How HP improved the performance, reliability, and ease of use of its flagship PA-RISC operating system

John Sontag

HP-UX 10.0, the latest operating-system release for Hewlett-Packard's PA-RISC family of servers and workstations, should have just shipped by the time you read this. HP designed it to perform better on SMP (symmetric multiprocessing) systems and under heavy loads.

To increase reliability, the new HP-UX has a journaled file system and the ability to replicate services. It is also easier to install, update, and manage thanks to a new software distribution utility, better system administration tools, and a simpler bundling scheme that rolls features formerly available only on workstations or servers or as add-ons into a single standard package. Finally, it's more standard. Version 10.0 complies with most of the COSE SPEC 1170, the Unix System V release 4.0 file system layout, NFS 4.2 with diskless support, and the Posix real-time interfaces.

Making It Faster

Processors keep getting faster, but overall system performance can't scale accordingly unless I/O throughput does too. Version 10.0 attacks the I/O bottleneck in several ways. It coalesces I/O requests that access sequential areas of a disk into a single I/O operation, which can improve disk throughput by up to 30 percent. Its read-ahead routines are tuned to predict file access behavior more accurately and exploit I/O coalescence. On SMP systems, disk throughput on a 12-CPU system was improved sixfold by more intelligent management of I/O initiations and interrupts across the set of processors.
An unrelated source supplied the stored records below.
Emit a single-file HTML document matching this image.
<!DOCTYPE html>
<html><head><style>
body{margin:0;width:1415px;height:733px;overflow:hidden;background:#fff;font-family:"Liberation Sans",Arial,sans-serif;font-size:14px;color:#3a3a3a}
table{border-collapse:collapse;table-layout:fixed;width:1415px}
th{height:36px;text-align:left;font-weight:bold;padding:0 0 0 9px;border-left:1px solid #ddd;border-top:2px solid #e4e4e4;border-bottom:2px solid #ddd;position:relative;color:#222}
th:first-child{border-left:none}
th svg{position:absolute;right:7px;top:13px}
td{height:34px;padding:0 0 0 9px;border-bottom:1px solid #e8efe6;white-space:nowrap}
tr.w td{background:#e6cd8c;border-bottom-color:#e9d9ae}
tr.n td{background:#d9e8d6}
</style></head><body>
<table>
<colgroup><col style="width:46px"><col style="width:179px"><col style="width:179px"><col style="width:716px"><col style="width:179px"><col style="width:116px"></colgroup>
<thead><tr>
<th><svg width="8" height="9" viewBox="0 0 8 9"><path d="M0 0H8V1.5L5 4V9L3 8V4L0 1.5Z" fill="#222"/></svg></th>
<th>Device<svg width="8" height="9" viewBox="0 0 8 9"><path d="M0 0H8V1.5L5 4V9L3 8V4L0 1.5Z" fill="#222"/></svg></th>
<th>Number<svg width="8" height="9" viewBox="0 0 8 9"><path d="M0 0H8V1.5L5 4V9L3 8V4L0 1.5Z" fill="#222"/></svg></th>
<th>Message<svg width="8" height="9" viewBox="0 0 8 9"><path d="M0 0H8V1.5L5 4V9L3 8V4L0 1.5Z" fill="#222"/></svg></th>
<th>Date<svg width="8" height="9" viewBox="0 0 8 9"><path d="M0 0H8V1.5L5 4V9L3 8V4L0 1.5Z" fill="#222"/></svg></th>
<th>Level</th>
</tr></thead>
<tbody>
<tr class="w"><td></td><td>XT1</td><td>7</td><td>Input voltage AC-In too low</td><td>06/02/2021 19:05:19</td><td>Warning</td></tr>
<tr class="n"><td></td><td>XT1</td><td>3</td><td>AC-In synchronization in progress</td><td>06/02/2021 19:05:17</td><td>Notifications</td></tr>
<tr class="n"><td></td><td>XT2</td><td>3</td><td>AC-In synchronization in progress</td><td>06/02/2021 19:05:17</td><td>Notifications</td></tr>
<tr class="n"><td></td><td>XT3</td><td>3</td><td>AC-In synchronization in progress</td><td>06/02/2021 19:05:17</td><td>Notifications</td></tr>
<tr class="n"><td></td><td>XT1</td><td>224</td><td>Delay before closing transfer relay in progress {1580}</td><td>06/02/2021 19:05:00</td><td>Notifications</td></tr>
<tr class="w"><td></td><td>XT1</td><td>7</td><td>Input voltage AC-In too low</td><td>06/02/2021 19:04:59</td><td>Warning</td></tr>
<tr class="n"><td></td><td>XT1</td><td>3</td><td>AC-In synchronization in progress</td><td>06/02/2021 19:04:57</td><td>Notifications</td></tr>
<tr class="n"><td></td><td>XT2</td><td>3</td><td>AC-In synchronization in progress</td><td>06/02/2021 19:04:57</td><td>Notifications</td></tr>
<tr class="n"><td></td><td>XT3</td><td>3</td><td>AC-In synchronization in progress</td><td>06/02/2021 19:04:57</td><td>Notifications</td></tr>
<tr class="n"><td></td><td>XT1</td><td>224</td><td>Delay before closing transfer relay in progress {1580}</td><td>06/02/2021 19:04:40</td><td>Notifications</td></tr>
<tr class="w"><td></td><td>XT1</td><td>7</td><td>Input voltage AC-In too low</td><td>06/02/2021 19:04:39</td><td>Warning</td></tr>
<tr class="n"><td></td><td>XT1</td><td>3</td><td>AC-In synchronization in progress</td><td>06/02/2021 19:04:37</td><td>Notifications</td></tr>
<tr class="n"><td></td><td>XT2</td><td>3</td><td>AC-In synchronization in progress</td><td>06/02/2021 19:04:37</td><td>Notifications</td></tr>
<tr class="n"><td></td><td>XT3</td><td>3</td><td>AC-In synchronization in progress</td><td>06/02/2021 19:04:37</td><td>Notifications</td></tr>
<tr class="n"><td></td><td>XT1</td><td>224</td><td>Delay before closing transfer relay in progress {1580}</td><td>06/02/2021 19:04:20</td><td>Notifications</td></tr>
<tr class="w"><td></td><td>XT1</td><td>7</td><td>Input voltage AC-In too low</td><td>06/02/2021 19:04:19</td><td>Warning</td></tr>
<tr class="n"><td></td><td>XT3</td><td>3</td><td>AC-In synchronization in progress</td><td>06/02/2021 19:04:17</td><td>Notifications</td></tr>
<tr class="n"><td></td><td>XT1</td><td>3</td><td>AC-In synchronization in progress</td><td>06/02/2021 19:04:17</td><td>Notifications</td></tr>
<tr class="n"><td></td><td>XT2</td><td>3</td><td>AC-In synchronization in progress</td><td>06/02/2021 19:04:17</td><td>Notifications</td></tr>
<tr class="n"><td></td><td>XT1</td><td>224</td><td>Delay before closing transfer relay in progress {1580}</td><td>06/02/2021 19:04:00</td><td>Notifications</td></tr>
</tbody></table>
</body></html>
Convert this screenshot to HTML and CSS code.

Traditionally in Unix, a high-priority process in need of more physical memory can force a lower-priority process to swap to disk. In the case of a large application, the swap can involve hundreds of megabytes, and even with a fast wide SCSI device, the high-priority process might have to wait 5 or 6 seconds for the swap to complete.

In version 10.0, the virtual memory manager achieves much smoother operation under high load by replacing process swap with process deactivation. When physical memory runs low or processes begin to thrash memory, low-priority processes can be deactivated--that is, taken off the run queue. The system then need only displace small clusters of pages when a high-priority process requests memory. Instead of waiting 5 seconds or more, the process waits only about 20 milliseconds--a major improvement in response time.

To speed up systems with a large memory load, version 10.0 adds the serialize command (and system call). Consider two concurrent instances of a simulation program, each of which randomly touches a large data array. In earlier versions of HP-UX, these two instances would thrash physical memory because the least recently used and priority page replacement algorithms would not be able to predict which pages to keep in memory for best throughput. The serialize command tells the virtual memory system to make a process eligible to be serialized behind other processes. It's analogous to the Unix nice command. When there is plenty of memory, serialize has no effect. But when memory runs low, the system runs serialized processes one at a time. Once the highest-priority serialized processes run to completion, the lower-priority processes can complete. In some test cases where two instances touch large arrays of data randomly, this technique cuts clock time by a factor of eight. As with the nice command, you can return a serialized process to normal priority.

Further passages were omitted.